9.Which region of the province Sicily & Sardinia produces the best wine, on average?

In [None]:
# Extract region names from the 'title' column using single parentheses
df["region"] = df["title"].str.extract(r'\(([^)]+)\)')

# Filter data for the province "Sicily & Sardinia"
sicily_sardinia_wines = df[df["province"] == "Sicily & Sardinia"]

# Calculate the average points for each extracted region within Sicily & Sardinia
avg_points_by_region = sicily_sardinia_wines.groupby("region")["points"].mean().dropna().sort_values(ascending=False)

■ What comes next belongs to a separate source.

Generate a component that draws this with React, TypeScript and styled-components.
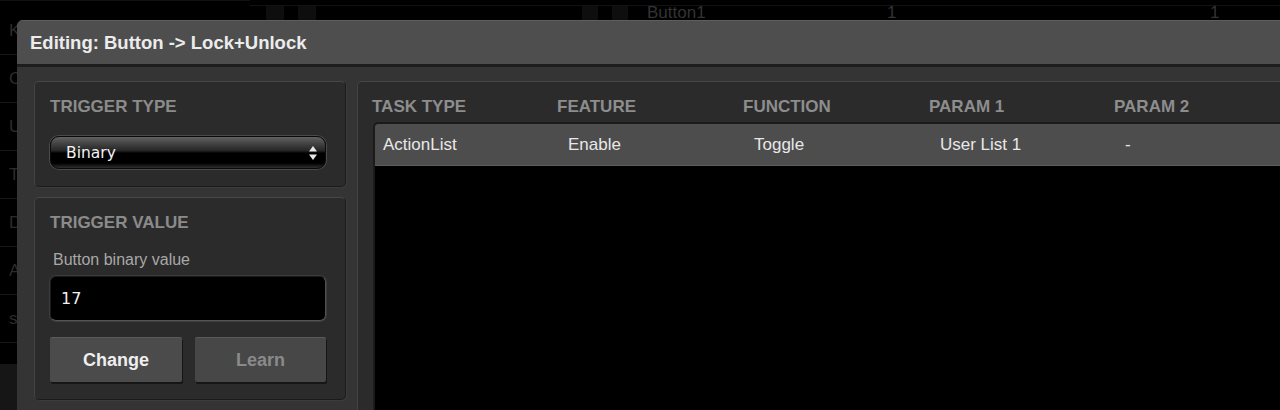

# Find the region with the highest average points
best_region = avg_points_by_region.idxmax()
best_avg_points = round(avg_points_by_region.max(), 2)

# Display the result
best_region, best_avg_points


('Faro', 94.0)

# Conclusion

---
*   England produces the highest-rated wines on average, with a score of 91.58 points.
*   Ramisco is the most expensive variety, with an average price of $495.00.
Best Year for Wine (by average score)
*  1969 wines had the highest average rating of 98.0 points.
*  Reviews containing "depth" tend to score higher than average (90.09 points vs. 88.45 points).
*  Longer reviews tend to give higher scores (correlation: 0.56).
*  Longer reviews (above median length): 89.82 points
Shorter reviews: 87.09 points
*  The Faro region produces the highest-rated wines in Sicily & Sardinia, with an average score of 94.0 points.
*  Alexander Peartree gives the lowest scores on average (85.86 points).

Final takeaway -
Wines with detailed reviews and descriptors like "depth" tend to receive higher ratings than those with "fruity", or "herbal".
An expensive wine (Ramisco) does not always guarantee the highest ratings.
Certain tasters are harsher critics, which skews the average scores.
England, Faro (Sicily & Sardinia), and 1969 wines stand out in quality for the wines reviewed.